Work instructions: Set down the full listing exactly as given. Any pictures are to be left out.

Source excerpt:
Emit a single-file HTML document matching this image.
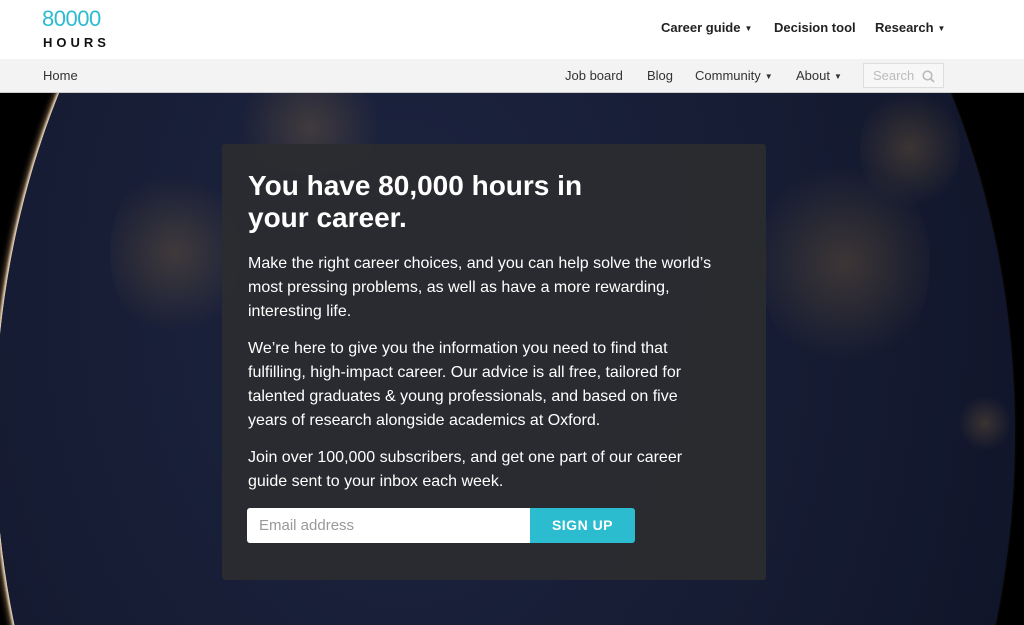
<!DOCTYPE html>
<html><head><meta charset="utf-8"><style>
*{margin:0;padding:0;box-sizing:border-box}
body{width:1024px;height:625px;overflow:hidden;font-family:"Liberation Sans",sans-serif;background:#000;position:relative}
.top{position:absolute;left:0;top:0;width:1024px;height:59px;background:#fff}
.logo1{position:absolute;left:42px;top:6px;font-size:22px;color:#2bbcd0;letter-spacing:-0.5px}
.logo2{position:absolute;left:43px;top:35px;font-size:13px;font-weight:bold;letter-spacing:4px;color:#111}
.nav1{position:absolute;top:20px;font-size:13px;font-weight:bold;color:#222}
.sub{position:absolute;left:0;top:59px;width:1024px;height:34px;background:#f3f3f3;border-bottom:1px solid #ccc}
.nav2{position:absolute;top:68px;font-size:13px;color:#333}
.car{font-size:8px;margin-left:4px;vertical-align:1px}
.search{position:absolute;left:863px;top:63px;width:81px;height:25px;border:1px solid #ddd;background:#f7f7f7;color:#bbb;font-size:13px;padding:4px 9px}
.hero{position:absolute;left:0;top:93px;width:1024px;height:532px;overflow:hidden;background:#000}
.earth{position:absolute;left:-5px;top:-360px;width:1020px;height:1400px;border-radius:50%;
background:radial-gradient(ellipse at 40% 40%,#1d2440 0%,#161c33 45%,#10152a 75%,#0b0f1e 100%);
box-shadow:-2px 0 2px #e8d9c0, -4px 0 6px rgba(255,200,140,.5)}
.glow{position:absolute;border-radius:50%;background:radial-gradient(circle,rgba(200,150,70,.22),rgba(200,150,70,0) 70%)}
.panel{position:absolute;left:222px;top:144px;width:544px;height:436px;background:rgba(43,44,47,.95);border-radius:3px;color:#fff;padding:26px 26px}
h1{font-size:28px;line-height:32px;font-weight:bold;margin-bottom:18px}
p{font-size:16px;line-height:24px;margin-bottom:13px;white-space:nowrap}
.form{position:absolute;left:25px;top:364px;width:388px;height:35px;display:flex}
.inp{width:283px;height:35px;background:#fff;border-radius:3px 0 0 3px;color:#999;font-size:15px;padding:0 12px;line-height:35px}
.btn{width:105px;height:35px;background:#2bbcd0;color:#fff;font-weight:bold;font-size:14px;text-align:center;line-height:35px;border-radius:0 3px 3px 0;letter-spacing:.5px}
</style></head><body>
<div class="top">
<div class="logo1">80000</div><div class="logo2">HOURS</div>
<div class="nav1" style="left:661px">Career guide<span class="car">▼</span></div>
<div class="nav1" style="left:774px">Decision tool</div>
<div class="nav1" style="left:875px">Research<span class="car">▼</span></div>
</div>
<div class="sub"></div>
<div class="nav2" style="left:43px">Home</div>
<div class="nav2" style="left:565px">Job board</div>
<div class="nav2" style="left:647px">Blog</div>
<div class="nav2" style="left:695px">Community<span class="car">▼</span></div>
<div class="nav2" style="left:796px">About<span class="car">▼</span></div>
<div class="search">Search <svg width="13" height="13" viewBox="0 0 13 13" style="position:absolute;right:8px;top:6px"><circle cx="5.5" cy="5.5" r="4.3" fill="none" stroke="#bbb" stroke-width="1.6"/><path d="M8.6 8.6L12 12" stroke="#bbb" stroke-width="1.8"/></svg></div>
<div class="hero">
<div class="earth"></div>
<div class="glow" style="left:110px;top:70px;width:130px;height:180px"></div>
<div class="glow" style="left:220px;top:-10px;width:180px;height:90px"></div>
<div class="glow" style="left:760px;top:60px;width:170px;height:220px"></div>
<div class="glow" style="left:860px;top:-10px;width:100px;height:130px"></div>
<div class="glow" style="left:960px;top:300px;width:50px;height:60px"></div>
</div>
<div class="panel">
<h1>You have 80,000 hours in<br>your career.</h1>
<p>Make the right career choices, and you can help solve the world’s<br>most pressing problems, as well as have a more rewarding,<br>interesting life.</p>
<p>We’re here to give you the information you need to find that<br>fulfilling, high-impact career. Our advice is all free, tailored for<br>talented graduates &amp; young professionals, and based on five<br>years of research alongside academics at Oxford.</p>
<p>Join over 100,000 subscribers, and get one part of our career<br>guide sent to your inbox each week.</p>
<div class="form"><div class="inp">Email address</div><div class="btn">SIGN UP</div></div>
</div>
</body></html>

Reply:
Emit a single-file HTML document matching this image.
<!DOCTYPE html>
<html><head><meta charset="utf-8"><style>
*{margin:0;padding:0;box-sizing:border-box}
body{width:1024px;height:625px;overflow:hidden;font-family:"Liberation Sans",sans-serif;background:#000;position:relative}
.top{position:absolute;left:0;top:0;width:1024px;height:59px;background:#fff}
.logo1{position:absolute;left:42px;top:6px;font-size:22px;color:#2bbcd0;letter-spacing:-0.5px}
.logo2{position:absolute;left:43px;top:35px;font-size:13px;font-weight:bold;letter-spacing:4px;color:#111}
.nav1{position:absolute;top:20px;font-size:13px;font-weight:bold;color:#222}
.sub{position:absolute;left:0;top:59px;width:1024px;height:34px;background:#f3f3f3;border-bottom:1px solid #ccc}
.nav2{position:absolute;top:68px;font-size:13px;color:#333}
.car{font-size:8px;margin-left:4px;vertical-align:1px}
.search{position:absolute;left:863px;top:63px;width:81px;height:25px;border:1px solid #ddd;background:#f7f7f7;color:#bbb;font-size:13px;padding:4px 9px}
.hero{position:absolute;left:0;top:93px;width:1024px;height:532px;overflow:hidden;background:#000}
.earth{position:absolute;left:-5px;top:-360px;width:1020px;height:1400px;border-radius:50%;
background:radial-gradient(ellipse at 40% 40%,#1d2440 0%,#161c33 45%,#10152a 75%,#0b0f1e 100%);
box-shadow:-2px 0 2px #e8d9c0, -4px 0 6px rgba(255,200,140,.5)}
.glow{position:absolute;border-radius:50%;background:radial-gradient(circle,rgba(200,150,70,.22),rgba(200,150,70,0) 70%)}
.panel{position:absolute;left:222px;top:144px;width:544px;height:436px;background:rgba(43,44,47,.95);border-radius:3px;color:#fff;padding:26px 26px}
h1{font-size:28px;line-height:32px;font-weight:bold;margin-bottom:18px}
p{font-size:16px;line-height:24px;margin-bottom:13px;white-space:nowrap}
.form{position:absolute;left:25px;top:364px;width:388px;height:35px;display:flex}
.inp{width:283px;height:35px;background:#fff;border-radius:3px 0 0 3px;color:#999;font-size:15px;padding:0 12px;line-height:35px}
.btn{width:105px;height:35px;background:#2bbcd0;color:#fff;font-weight:bold;font-size:14px;text-align:center;line-height:35px;border-radius:0 3px 3px 0;letter-spacing:.5px}
</style></head><body>
<div class="top">
<div class="logo1">80000</div><div class="logo2">HOURS</div>
<div class="nav1" style="left:661px">Career guide<span class="car">▼</span></div>
<div class="nav1" style="left:774px">Decision tool</div>
<div class="nav1" style="left:875px">Research<span class="car">▼</span></div>
</div>
<div class="sub"></div>
<div class="nav2" style="left:43px">Home</div>
<div class="nav2" style="left:565px">Job board</div>
<div class="nav2" style="left:647px">Blog</div>
<div class="nav2" style="left:695px">Community<span class="car">▼</span></div>
<div class="nav2" style="left:796px">About<span class="car">▼</span></div>
<div class="search">Search <svg width="13" height="13" viewBox="0 0 13 13" style="position:absolute;right:8px;top:6px"><circle cx="5.5" cy="5.5" r="4.3" fill="none" stroke="#bbb" stroke-width="1.6"/><path d="M8.6 8.6L12 12" stroke="#bbb" stroke-width="1.8"/></svg></div>
<div class="hero">
<div class="earth"></div>
<div class="glow" style="left:110px;top:70px;width:130px;height:180px"></div>
<div class="glow" style="left:220px;top:-10px;width:180px;height:90px"></div>
<div class="glow" style="left:760px;top:60px;width:170px;height:220px"></div>
<div class="glow" style="left:860px;top:-10px;width:100px;height:130px"></div>
<div class="glow" style="left:960px;top:300px;width:50px;height:60px"></div>
</div>
<div class="panel">
<h1>You have 80,000 hours in<br>your career.</h1>
<p>Make the right career choices, and you can help solve the world’s<br>most pressing problems, as well as have a more rewarding,<br>interesting life.</p>
<p>We’re here to give you the information you need to find that<br>fulfilling, high-impact career. Our advice is all free, tailored for<br>talented graduates &amp; young professionals, and based on five<br>years of research alongside academics at Oxford.</p>
<p>Join over 100,000 subscribers, and get one part of our career<br>guide sent to your inbox each week.</p>
<div class="form"><div class="inp">Email address</div><div class="btn">SIGN UP</div></div>
</div>
</body></html>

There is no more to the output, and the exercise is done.